Running from the Embarcadero to the Presidio, Green Street was named in William Eddy’s 1849 survey of San Francisco. But just who is the Green of Green Street? Like many of San Francisco’s earliest settlers, he was not who he seemed. Talbot Green came west in the spring of 1841 in the first immigrant party to travel over the Sierras to California. The arduous journey of this group of forty-eight settlers who set off together from Independence, Missouri, was chronicled in the diary kept by their secretary, John Bidwell.

After surviving the grueling journey, Green traveled to Monterey and joined Thomas Larkin as a junior partner, conducting business on Larkin’s behalf in Los Angeles and Santa Cruz. In 1844, after Larkin was named United States Consul for California, Green took over responsibility for all of Larkin’s retail trade. Green moved north, and in 1847 on Larkin’s recommendation, he was admitted to the San Francisco mercantile firm of Howard and Mellus. Within a year the firm’s name was changed to Howard and Green.
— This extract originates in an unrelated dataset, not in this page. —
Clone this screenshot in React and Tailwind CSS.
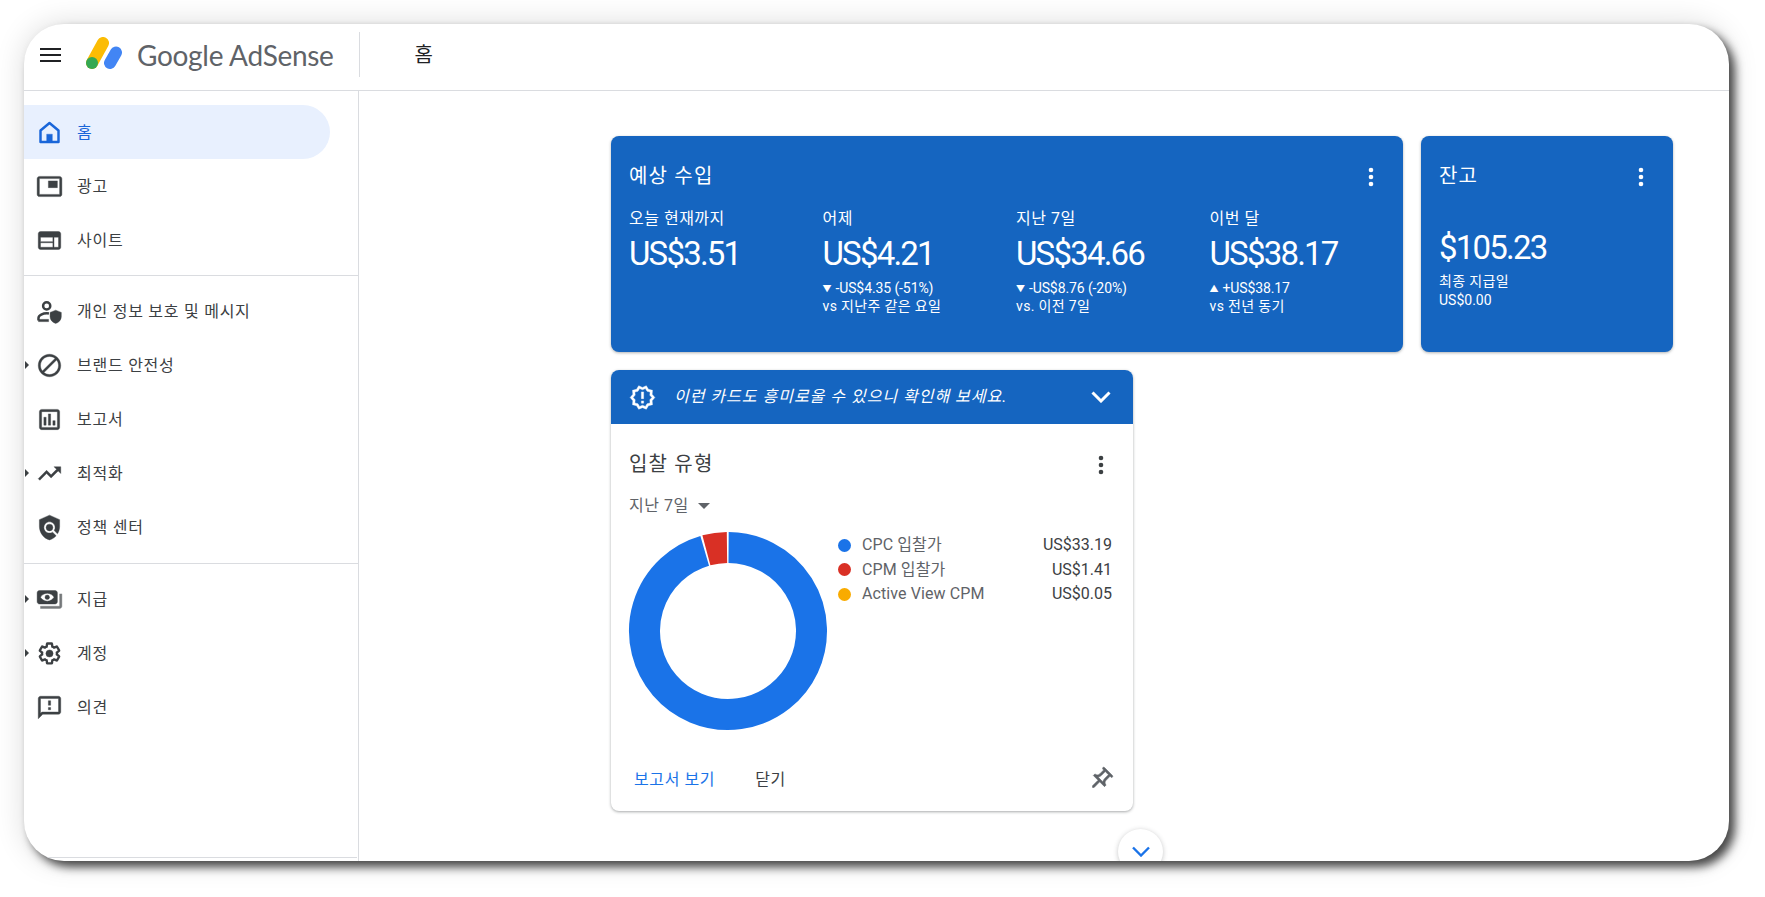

Green was known and liked by all and generous to those in need. Men chose him to arbitrate business disputes; he was appointed U.S. customs collector for San Francisco and named to the town council. As Californians anticipated admission to the Union, Green was urged to accept the nomination as United States Senator, but he declined. Then he was urged to run for Mayor of San Francisco, but once again refused. When he became engaged to a prominent widow from San Jose, his friends were ready to throw them an elaborate wedding, but Green insisted on a simple civil ceremony.

But as one of the City’s most respected and well-liked businessmen, Green could not escape notice. In October 1850, when word finally reached San Francisco of California’s admission to the Union the previous month, Green was given the honor of leading the City’s celebratory parade. This proved Green’s undoing.

A woman recognized Green – and insisted she had previously known him as Paul Geddes, with a wife and five children in Pennsylvania. Green vehemently declared that she was mistaken, and his prominent friends believed him. The next month when the local Democratic party met, Green was their favored candidate for mayor. But on the morning before their final vote, a local scandal sheet published a front page article exposing Green as a fraud who had changed his name from Geddes after embezzling money from a bank in Gettysburg, Pennsylvania.

Supported by his close friends Thomas Larkin, Sam Brannan, and William Howard, Green marched to the newspaper office and demanded to know its source. Told the man’s name, they went together to interview him. The man calmly repeated his claim, insisting that he had known Geddes in Pennsylvania. Green continued to deny the accusation, but the faith of his friends began to waver. They begged him to tell them the truth, promising to stand by him and even offering him money to repay any debts he might owe. Green stuck by his claim of innocence.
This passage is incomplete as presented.